Biden sottolinea spesso di aver ereditato da Trump l'accordo di ritiro...

«Ma Biden mente quando dice di aver ereditato e applicato l'accordo. L'intesa parlava di impegni da entrambi le parti. Ma i talebani non hanno rispettato nessuno dei punti. Non hanno ridotto la violenza, hanno impegnato i prigionieri rilasciati come comandanti e combattenti. Biden aveva tutti gli strumenti per limitare il disastro, che si è rivelato più politico che militare».

Con Trump sarebbe stato diverso?

«Certamente dal punto di vista comunicativo. Trump tende a mostrarsi come uomo forte, non avrebbe ritirato le truppe così in fretta. Biden, invece, già quando era vice di Obama, spingeva per il ritiro e per tenere solo le forze speciali e colpire target di alto livello».

Quale sarà ora la contromossa americana?

«Biden deve dare una risposta all'opinione pubblica americana. I raid sono la più semplice. Hanno già caratterizzato tutto l'impegno statunitense in Afghanistan. I talebani sono considerati partner con cui è necessario dialogare. L'obiettivo diventa adesso lo Stato islamico, ma ci si dimentica che i talebani sono strettamente legati ad Al Qaida. Che ci si concentri contro Isis-K, e non contro Al Qaida, significa che gli americani non sono riusciti a estirpare Al Qaida ma hanno favorito il proliferare di nuovi gruppi terroristici».

Ora è la volta dell'Isis-K?

«La sigla non è nuova, nasce a novembre del 2014, succursale afghana dello Stato islamico di Siria e Iraq. Attorno al nuovo nucleo confluiscono ex componenti dell'Isis, militanti pakistani, estremisti dell'Uzbekistan, a cui si aggiungono reduci di guerra in Siria e Iraq, che con la loro diaspora creano un gruppo con una visione globale, e sono interessati alla lotta a oltranza transnazionale, a differenza dei talebani. L'Afghanistan per loro è un punto di partenza».

Ci aspetta una nuova ondata di terrorismo in Europa?

«Quanto accaduto a Kabul credo sia uno stimolo alle azioni emulative. Non solo. La vittoria dei talebani spingerà alcuni gruppi, e anche singoli, ad agire. La minaccia per l'Europa resta elevata. L'organizzazione dello Stato islamico non è più efficace e strutturata come nel 2015-2017. Ma rimane la potenzialità. Un appello dei gruppi che dovessero imporsi in Afghanistan potrebbe spingere per nuovi attentati».

I talebani potrebbero essere stati complici dell'attacco di Isis-K all'aeroporto?
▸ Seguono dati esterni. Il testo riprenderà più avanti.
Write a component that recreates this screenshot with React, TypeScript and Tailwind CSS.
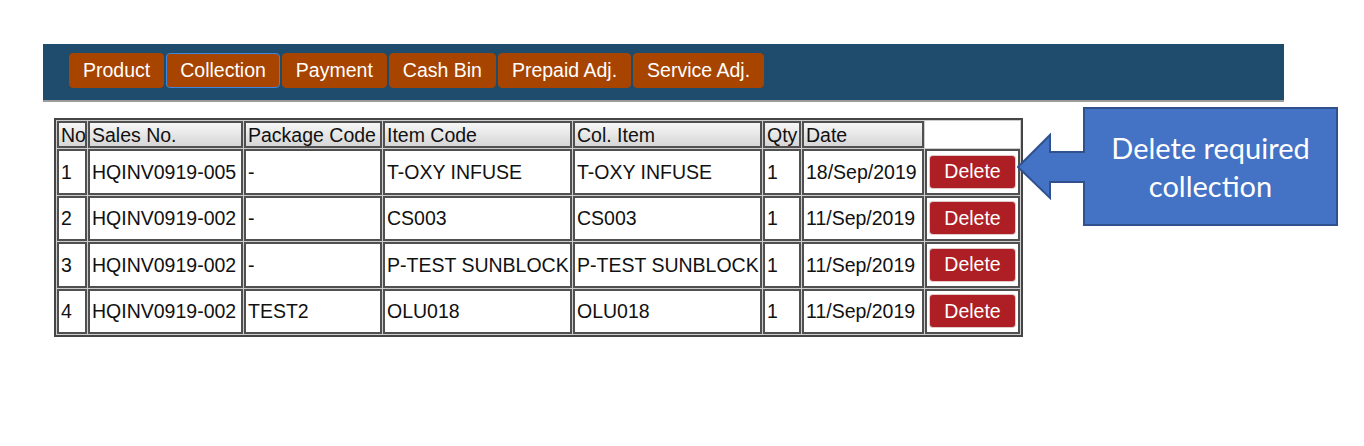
import React from 'react'

const tabs = ['Product', 'Collection', 'Payment', 'Cash Bin', 'Prepaid Adj.', 'Service Adj.']

const rows = [
  { no: 1, sales: 'HQINV0919-005', pkg: '-', item: 'T-OXY INFUSE', col: 'T-OXY INFUSE', qty: 1, date: '18/Sep/2019' },
  { no: 2, sales: 'HQINV0919-002', pkg: '-', item: 'CS003', col: 'CS003', qty: 1, date: '11/Sep/2019' },
  { no: 3, sales: 'HQINV0919-002', pkg: '-', item: 'P-TEST SUNBLOCK', col: 'P-TEST SUNBLOCK', qty: 1, date: '11/Sep/2019' },
  { no: 4, sales: 'HQINV0919-002', pkg: 'TEST2', item: 'OLU018', col: 'OLU018', qty: 1, date: '11/Sep/2019' },
]

const th = 'h-[27px] border-2 border-[#505050] bg-gradient-to-b from-[#f7f7f7] to-[#d6d6d6] pl-[2px] text-left font-normal whitespace-nowrap'
const td = 'h-[45.5px] border-2 border-[#505050] bg-white pl-[2px] text-left whitespace-nowrap'

const App = () => {
  return (
    <div className="relative w-[1364px] h-[446px] bg-white pt-[44px] pl-[43px] text-[19.5px] text-[#111] font-['Liberation_Sans',Arial,sans-serif]">
      {/* tab bar */}
      <div className="w-[1241px] h-[58px] bg-[#1f4b6c] border-b-2 border-[#9b9b9b] flex items-start gap-[2px] pt-[9px] pl-[26px]">
        {tabs.map((t) => (
          <button
            key={t}
            className={
              t === 'Collection'
                ? 'h-[35px] px-[13px] rounded-[4px] bg-[#a64400] text-white border border-[#3f86dc] leading-none'
                : 'h-[35px] px-[13px] rounded-[4px] bg-[#a64400] text-white border border-[#a64400] leading-none'
            }
          >
            {t}
          </button>
        ))}
      </div>

      {/* collection table */}
      <table className="mt-[16px] ml-[11px] table-fixed w-[969px] border-separate border-spacing-[1px] border-2 border-[#454545] bg-[#cdcdcd] leading-[22px]">
        <thead>
          <tr>
            <th className={th + ' w-[30px]'}>No</th>
            <th className={th + ' w-[155px]'}>Sales No.</th>
            <th className={th + ' w-[138px]'}>Package Code</th>
            <th className={th + ' w-[189px]'}>Item Code</th>
            <th className={th + ' w-[189px]'}>Col. Item</th>
            <th className={th + ' w-[38px]'}>Qty</th>
            <th className={th + ' w-[122px]'}>Date</th>
            <th className="h-[27px] w-[95px] bg-white border-2 border-white"></th>
          </tr>
        </thead>
        <tbody>
          {rows.map((r) => (
            <tr key={r.no}>
              <td className={td}>{r.no}</td>
              <td className={td}>{r.sales}</td>
              <td className={td}>{r.pkg}</td>
              <td className={td}>{r.item}</td>
              <td className={td}>{r.col}</td>
              <td className={td}>{r.qty}</td>
              <td className={td}>{r.date}</td>
              <td className="h-[45.5px] border-2 border-[#505050] bg-white text-center">
                <button className="w-[85px] h-[32px] rounded-[3px] bg-[#ad1f25] text-white leading-none shadow-[0_0_0_1px_#e3caca]">
                  Delete
                </button>
              </td>
            </tr>
          ))}
        </tbody>
      </table>

      {/* callout annotation */}
      <div className="absolute left-[1017px] top-[107px] w-[322px] h-[120px]">
        <svg width="322" height="120" viewBox="0 0 322 120">
          <path
            d="M67 1 H320 V118 H67 V75 H33 V91 L1 60 L33 28 V45 H67 Z"
            fill="#4472c4"
            stroke="#2f528f"
            strokeWidth="2"
            strokeLinejoin="miter"
          />
        </svg>
        <div className="absolute left-[67px] top-[1px] w-[253px] h-[117px] flex items-center justify-center text-center text-white text-[29px] leading-[38px] font-['Lato','Noto_Sans',sans-serif]">
          Delete required
          <br />
          collection
        </div>
      </div>
    </div>
  )
}

export default App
«Non credo che l'attacco rispondesse agli obiettivi talebani, che si preparano a governare con il mullah Baradar. Ormai è chiaro che gli Usa andranno via entro il 31 agosto. Ma il movimento talebano è quello guidato da un emiro in Pakistan che è al comando della Shura di Quetta. Si tratta di Hibatullah Akhundzada, che ha due bracci destri: Mohammad Yaqoob e poi il soggetto forte da contenere, Sirajuddin Haqqani. Potrebbe esserci un interesse di Haqqani, strettamente collegato ad Al Qaida, a dimostrare che il costituendo governo dell'Emirato talebano non sia capace di garantire sicurezza e transizione pacifica. Indebolire il governo afghano potrebbe essere un vantaggio per Haqqani».

Perché è imploso così in fretta l'Afghanistan del presidente Ghani?

«Le guerre si vincono militarmente e politicamente. Negli anni 2010-2012, americani e alleati hanno conquistato il territorio e aumentato la sicurezza ma non sono riusciti a stimolare la creazione di uno Stato. Quello Stato, in ogni caso, non poteva avere successo perché era basato su un modello centralizzato, mentre l'organizzazione tribale afghana si basa sulla rete fra clan.

Le tribù si alleano e sostengono un governo centrale che non ha autorità sui poteri periferici. Noi invece abbiamo voluto un potere centralizzato che tenesse quello periferico in una posizione subordinata. Ecco il grande fallimento».